Wednesday, 16 May 2012

Waiting For The End in New York and London


Say what you like about the Euro, but you can't call its agony a surprise. When Greece finally exits the Eurozone, it will be probably the most lengthily-anticipated financial catastrophe in history. The world's financial systems have had literally years to prepare, and I suspect we're about to find out whether they've spent the time well.

Let's look first at New York, where we've previously tracked the dramatic change in behaviour of foreign banks' operations over the last 18 months. As of end-April foreign banks operating in New York had raised the amount that those operations are funded by their home head offices to a net US$262 billion. In a crisis, this has advantages and disadvantages. The advantage is that the sudden closure of New York money markets to European banks won't immediately cause a liquidity crisis for their US operations, since they are, on a net basis, no longer funding from them. The disadvantage is that if Greek's exit from the Eurozone triggers a massive express unwinding of European foreign capital flows, then we should expect that that US$262bn will exit New York quickly.   
A capital outflow of that kind will inevitably cause funding strains, and we can expect those to be accompanied and intensified by outflows of deposits from non-US banks. But foreign banks in New York have spent the last 18 months structuring their local balance sheets to give themselves the best chance of surviving just such a collapse in confidence. First, deposits as a proportion of total liabilities have fallen from just under 80% at the end of 2010 to around 46% now, and during that time total deposits have fallen by 17.2%, or US$182.5bn. Secondly, during the same period, banks have added US$404.3bn to their holdings of cash, more than doubling the total. As a result, at the end of April, these banks held enough cash to pay out 84.4% of all deposits. My bet is that proportion is even higher now. Clearly, this is a pretty good defensive crouch.
In New York, we can only track the mass of foreign banks: but the Bank of England provides data specifically on the operations of European banks in London. These report that even though total Euro deposits have fallen by Eu39.bn in the year to end-March, these deposits still make up 92% of Euro-denominated liabilities, and 31.8% of their total London-based liabilities – a proportion which actually has crept higher as the crisis has evolved. The proportion of these Euro-denominated deposits which are covered by Euro cash, near-cash or time deposits at the end of March 2012 had risen to 72%, only mildly higher than the 68.6% a year earlier.
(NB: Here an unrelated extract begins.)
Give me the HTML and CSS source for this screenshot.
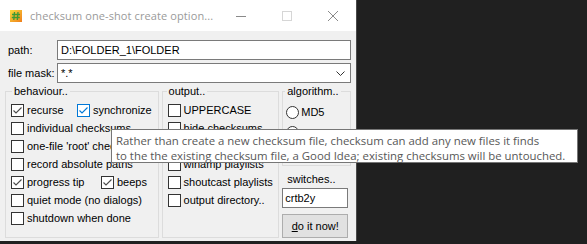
FILE: index.html
```html
<!DOCTYPE html>
<html lang="en">
  <head>
    <meta charset="UTF-8" />
    <title>checksum one-shot create options</title>
    <link rel="stylesheet" href="styles.css">
  </head>
  <body>
    <div class="window">
      <!-- caption bar (inactive window) -->
      <div class="titlebar">
        <svg class="app-icon" viewBox="0 0 12 12" width="12" height="12">
          <defs>
            <linearGradient id="ig" x1="0" y1="0" x2="1" y2="1">
              <stop offset="0" stop-color="#f9dc3c" />
              <stop offset="1" stop-color="#ef7d1a" />
            </linearGradient>
          </defs>
          <rect width="12" height="12" fill="url(#ig)" />
          <path d="M4.5 2 L3.8 10 M8 2 L7.3 10 M2 4.5 H10 M1.8 7.5 H9.8" stroke="#3c9b35" stroke-width="1.3" fill="none" />
        </svg>
        <span class="title">checksum one-shot create option...</span>
        <span class="cap-btn">
          <svg viewBox="0 0 10 10" width="10" height="10"><path d="M0 5.5 H10" stroke="#8a8a8a" /></svg>
        </span>
        <span class="cap-btn">
          <svg viewBox="0 0 10 10" width="10" height="10"><rect x="0.5" y="0.5" width="9" height="9" fill="none" stroke="#d6d6d6" /></svg>
        </span>
        <span class="cap-btn">
          <svg viewBox="0 0 10 10" width="10" height="10"><path d="M0 0 L10 10 M10 0 L0 10" stroke="#8a8a8a" /></svg>
        </span>
      </div>

      <div class="content">
        <div class="field-row">
          <span class="field-label">path:</span>
          <div class="textbox">D:\FOLDER_1\FOLDER</div>
        </div>
        <div class="field-row">
          <span class="field-label">file mask:</span>
          <div class="textbox combo">
            <span>*.*</span>
            <svg viewBox="0 0 9 5" width="9" height="5"><path d="M0.5 0.5 L4.5 4.5 L8.5 0.5" fill="none" stroke="#333" /></svg>
          </div>
        </div>

        <div class="groups">
          <fieldset class="group behaviour">
            <legend>behaviour..</legend>
            <div class="check-row">
              <label class="check col-a"><span class="box"><svg viewBox="0 0 11 11"><path d="M1.5 5.5 L4 8 L9.5 2.5" /></svg></span>recurse</label>
              <label class="check focused"><span class="box"><svg viewBox="0 0 11 11"><path d="M1.5 5.5 L4 8 L9.5 2.5" /></svg></span>synchronize</label>
            </div>
            <div class="check-row">
              <label class="check"><span class="box"></span>individual checksums</label>
            </div>
            <div class="check-row">
              <label class="check"><span class="box"></span>one-file 'root' checksums</label>
            </div>
            <div class="check-row">
              <label class="check"><span class="box"></span>record absolute paths</label>
            </div>
            <div class="check-row">
              <label class="check col-b"><span class="box"><svg viewBox="0 0 11 11"><path d="M1.5 5.5 L4 8 L9.5 2.5" /></svg></span>progress tip</label>
              <label class="check"><span class="box"><svg viewBox="0 0 11 11"><path d="M1.5 5.5 L4 8 L9.5 2.5" /></svg></span>beeps</label>
            </div>
            <div class="check-row">
              <label class="check"><span class="box"></span>quiet mode (no dialogs)</label>
            </div>
            <div class="check-row">
              <label class="check"><span class="box"></span>shutdown when done</label>
            </div>
          </fieldset>

          <fieldset class="group output">
            <legend>output..</legend>
            <div class="check-row">
              <label class="check"><span class="box"></span>UPPERCASE</label>
            </div>
            <div class="check-row">
              <label class="check"><span class="box"></span>hide checksums</label>
            </div>
            <div class="check-row">
              <label class="check"><span class="box"></span>unix paths</label>
            </div>
            <div class="check-row">
              <label class="check"><span class="box"></span>winamp playlists</label>
            </div>
            <div class="check-row">
              <label class="check"><span class="box"></span>shoutcast playlists</label>
            </div>
            <div class="check-row">
              <label class="check"><span class="box"></span>output directory..</label>
            </div>
          </fieldset>

          <div class="side">
            <fieldset class="group algorithm">
              <legend>algorithm..</legend>
              <div class="radio-row">
                <label class="check"><span class="radio"></span>MD5</label>
              </div>
              <div class="radio-row">
                <label class="check"><span class="radio"></span>SHA1</label>
              </div>
              <div class="radio-row">
                <label class="check"><span class="radio"></span>BLAKE2</label>
              </div>
            </fieldset>
            <div class="switches-label">switches..</div>
            <div class="textbox switches">crtb2y</div>
            <button class="go-btn"><u>d</u>o it now!</button>
          </div>
        </div>
      </div>
    </div>

    <!-- hover tip for "synchronize" -->
    <div class="tooltip">
      Rather than create a new checksum file, checksum can add any new files it finds<br>
      to the the existing checksum file, a Good Idea; existing checksums will be untouched.
    </div>
  </body>
</html>
```

FILE: styles.css
```css
body {
  margin: 0;
  padding: 0;
  width: 587px;
  height: 244px;
  overflow: hidden;
  background-color: #202020;
  font-family: 'Liberation Sans', Arial, sans-serif;
  font-size: 11px;
  color: #000;
  position: relative;
}

/* Dialog window */
.window {
  width: 356px;
  height: 241px;
  background-color: #f0f0f0;
  border-right: 1px solid #4a4a4a;
  display: flex;
  flex-direction: column;
}

.titlebar {
  height: 31px;
  flex: none;
  background-color: #ffffff;
  display: flex;
  align-items: center;
  padding-left: 10px;
}

.app-icon {
  flex: none;
  margin-right: 8px;
}

.title {
  font-family: 'Open Sans', sans-serif;
  font-size: 11px;
  letter-spacing: 0.1px;
  color: #9a9a9a;
  flex: 1;
  white-space: nowrap;
  overflow: hidden;
}

.cap-btn {
  width: 46px;
  height: 31px;
  flex: none;
  display: flex;
  align-items: center;
  justify-content: center;
}

.content {
  padding: 9px 5px 0 5px;
}

/* path / file mask rows */
.field-row {
  display: flex;
  align-items: center;
  margin-bottom: 3px;
}

.field-label {
  width: 49px;
  padding-left: 3px;
  flex: none;
}

.textbox {
  box-sizing: border-box;
  height: 20px;
  flex: 1;
  background-color: #ffffff;
  border: 1px solid #7a7a7a;
  padding: 0 3px;
  line-height: 18px;
  font-size: 11px;
  white-space: nowrap;
}

.combo {
  display: flex;
  align-items: center;
  justify-content: space-between;
  padding-right: 5px;
}

/* group boxes */
.groups {
  display: flex;
  margin-top: -1px;
}

.group {
  margin: 0;
  padding: 3px 4px 5px 5px;
  border: 1px solid #dcdcdc;
  min-width: 0;
}

.group legend {
  padding: 0 2px;
  margin-left: 1px;
  line-height: 13px;
}

.behaviour {
  width: 154px;
  box-sizing: border-box;
}

.output {
  width: 118px;
  box-sizing: border-box;
  margin-left: 3px;
}

.output legend,
.algorithm legend {
  margin-left: -1px;
}

.side {
  margin-left: 3px;
  width: 69px;
  display: flex;
  flex-direction: column;
  align-self: flex-start;
}

.algorithm {
  padding: 4px 2px 1px 3px;
}

.check-row {
  height: 18px;
  display: flex;
  align-items: center;
}

.radio-row {
  height: 21px;
  display: flex;
  align-items: center;
}

.radio-row:first-of-type {
  height: 20px;
}

.check {
  display: flex;
  align-items: center;
  white-space: nowrap;
}

.col-a {
  width: 66px;
}

.col-b {
  width: 90px;
}

.box {
  box-sizing: border-box;
  width: 13px;
  height: 13px;
  border: 1px solid #333333;
  background-color: #ffffff;
  margin-right: 3px;
  flex: none;
  display: flex;
}

.box svg {
  width: 11px;
  height: 11px;
}

.box path {
  fill: none;
  stroke: #4a4a4a;
  stroke-width: 1.1;
}

.focused .box {
  border-color: #0078d7;
}

.focused .box path {
  stroke: #0078d7;
}

.radio {
  box-sizing: border-box;
  width: 13px;
  height: 13px;
  border: 1px solid #333333;
  border-radius: 50%;
  background-color: #ffffff;
  margin-right: 2px;
  flex: none;
}

.switches-label {
  margin-top: 7px;
  padding-left: 5px;
  line-height: 13px;
}

.textbox.switches {
  flex: none;
  height: 20px;
  margin-top: 2px;
  padding-left: 2px;
  width: 66px;
}

.go-btn {
  margin-top: 6px;
  width: 66px;
  height: 24px;
  padding: 0;
  font-family: inherit;
  font-size: 11px;
  color: #000;
  background-color: #e1e1e1;
  border: 1px solid #adadad;
}

/* tooltip over the dialog */
.tooltip {
  position: absolute;
  left: 111px;
  top: 129px;
  width: 467px;
  height: 34px;
  box-sizing: border-box;
  background-color: #ffffff;
  border: 1px solid #767676;
  padding: 3px 0 0 4px;
  font-family: 'Open Sans', sans-serif;
  font-size: 11.4px;
  line-height: 15px;
  color: #575757;
  white-space: nowrap;
}
```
In other words, European banks in London are running a net short Euro-position, which first appeared in June 2011, and by March 2012 was equivalent to £23.6 billion. London banks are not, therefore immediately in a position to fund any emergency call from their head offices for Euros.  


On the other hand, their London operations are running long positions in other currencies, amounting to £13.6bn in Sterling and £10.0bn in other foreign currencies.

Conclusion: If Greece exits the Euro, in its wake we can that capital will exit European institutions all over the world, whilst pooling in the Eurozone principally in German banks. Foreign banks in New York can be expected to be an immediate source of rapid liquidity, and probably do have the capital structure to manage this role effectively even during a severe loss of confidence. European banks in London, however, cannot be expected to emerge as an immediate source of Euro-funding, since they now structurally short Euro. However, we can expect the net long positions in other currencies to be unwound rapidly as the Euro-shorts are covered.

The irony is this: European banks' operations in both New York and London are positioned extremely conservatively, so that cash can be rushed 'back home' in an emergency. Result? When the balloon goes up, expect interbank rates to spike in New York and London, and the Euro to have a short-run period of strength as short-covering kicks in. If capital controls are imposed, or threatened, that spike could hurt.